Am Abend nahmen Bibiana Malay und Grit Diaz de Arce die Teilnehmer mit auf eine dokumentarisch-musikalische Zeitreise in die 1970er und 1980er Jahre Ostberlins. Anhand von Liedern, Fotos, Tagebüchern, Stasiakten und skurilen Selbstbekenntnissen durchleuchten sie ihre Kindheit hinter dem antifaschistischem Schutzwall. Geboren und aufgewachsen in der Hauptstadt der DDR, war das Einzige, was Gretchen und Bibi von ihren Mitmenschen unterschied, ihr fremdländisches Aussehen.
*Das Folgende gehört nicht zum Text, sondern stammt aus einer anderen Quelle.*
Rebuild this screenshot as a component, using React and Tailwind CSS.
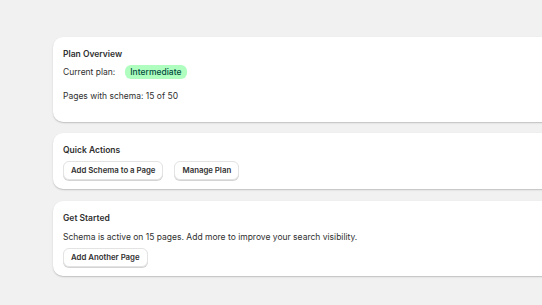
import React from 'react';

const Card = ({ children, className = '' }) => (
  <div className={`w-[540px] rounded-[10px] bg-white px-[10px] shadow-[0_1px_0_0_rgba(26,26,26,0.07),0_1px_2px_0_rgba(0,0,0,0.15)] ${className}`}>
    {children}
  </div>
);

const Button = ({ children }) => (
  <button
    type="button"
    className="h-[19px] rounded-[6px] border border-[#e3e3e3] bg-white px-[7px] text-[7.8px] font-semibold leading-none text-[#303030] shadow-[0_1px_0_0_#d4d4d4]"
  >
    {children}
  </button>
);

export default function App() {
  return (
    <div className="h-[305px] w-[542px] overflow-hidden bg-[#f1f1f1] text-[#303030]" style={{ fontFamily: 'Inter, "Noto Sans", sans-serif' }}>
      <div className="flex flex-col pl-[53px] pt-[37px]">
        <Card className="pb-[20px] pt-[11px]">
          <h2 className="text-[8.5px] font-semibold leading-[12px]">Plan Overview</h2>
          <div className="mt-[5px] flex items-center gap-[10px] text-[8.5px] leading-[12px]">
            <span>Current plan:</span>
            <span className="rounded-[6px] bg-[#affebf] px-[5px] py-[1px] text-[8.5px] font-medium leading-[12px] text-[#014b40]">Intermediate</span>
          </div>
          <p className="mt-[11px] text-[8.5px] leading-[12px]">Pages with schema: 15 of 50</p>
        </Card>

        <Card className="mt-[11px] pb-[9px] pt-[11px]">
          <h2 className="text-[8.5px] font-semibold leading-[12px]">Quick Actions</h2>
          <div className="mt-[5px] flex gap-[11px]">
            <Button>Add Schema to a Page</Button>
            <Button>Manage Plan</Button>
          </div>
        </Card>

        <Card className="mt-[12px] pb-[9px] pt-[11px]">
          <h2 className="text-[8.5px] font-semibold leading-[12px]">Get Started</h2>
          <p className="mt-[7px] text-[8.5px] leading-[12px]">Schema is active on 15 pages. Add more to improve your search visibility.</p>
          <div className="mt-[5px] flex">
            <Button>Add Another Page</Button>
          </div>
        </Card>
      </div>
    </div>
  );
}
Ihre afrikanischen Väter hatten in Ostberlin studiert, um in ihren Heimatländern den Sozialismus aufzubauen. Die dunklere Hautfarbe spielte für die Kinder selbst keine Rolle, nur durch die Außenwahrnehmung wurden sie immer wieder darauf gestoßen, dass sie anders wären. Entgegen der offiziellen Doktrin von der internationalen Solidarität und Völkerfreundschaft erzählen sie in authentischen Zeugnissen, wie sie mit dem unterschwelligen und teils offenen Rassismus, den sie als Kinder und Jugendliche in der DDR erfahren haben, umgegangen sind.

Zum Abschluss der Geschichtsmesse fanden am 2. März Gesprächsrunden mit der Journalistin Blanka Weber statt, die mit ihren Gästen erörterte, wie sich das Bild vom Westen bzw. Westdeutschland und seiner Rolle aus Sicht vieler Ostdeutscher in der jüngeren Geschichte verändert hat. Sie diskutierte dazu in drei Gesprächsrunden mit Bodo Ramelow (Ministerpräsident des Freistaats Thüringen), Linda Teuteberg (MdB), Dr. Alexander Jehn (Direktor der Hessischen Landeszentrale für politische Bildung), Vanessa Vu (ZEIT Online), Dr. Jonila Godole (Universität Tirana), Markus Meckel (Ratsvorsitzender der Bundesstiftung Aufarbeitung) und Prof. Dr. Karolina (Universität Warschau). Wie sieht die ostdeutsche Selbstwahrnehmung aus und wie unterscheidet sich das „Ostdeutschsein“ von der empfundenen „westlichen Dominanz“? Wie wird dabei auch Ostdeutschland aus Sicht der westdeutschen Mehrheitsgesellschaft wahrgenommen? Diente „der Westen“ vor 1989 noch als Projektionsfläche für die Sehnsucht nach Freiheit und Wohlstand, überwog angesichts der Schwierigkeiten der Transformation schon bald nach 1990 öffentliche Ernüchterung. Auch in den verschiedenen Protestbewegungen Ostdeutschlands in jüngerer Zeit spielt „Westdeutschland“ bzw. die als westdeutsch wahrgenommene Mehrheitsgesellschaft eine große Rolle, von der sich „der Osten“ vielfach unterscheide. Was ist eigentlich dran an dem Vorwurf, der Westen interessiere sich immer noch zu wenig für den Osten, seine diktatorische Vergangenheit nach 1945 und deren Folgen, die bis heute spürbar sind?

Wir bedanken uns bei den Veranstaltern für drei spannende Tage auf der Geschichtsmesse und freuen uns bereits auf das Programm für 2025.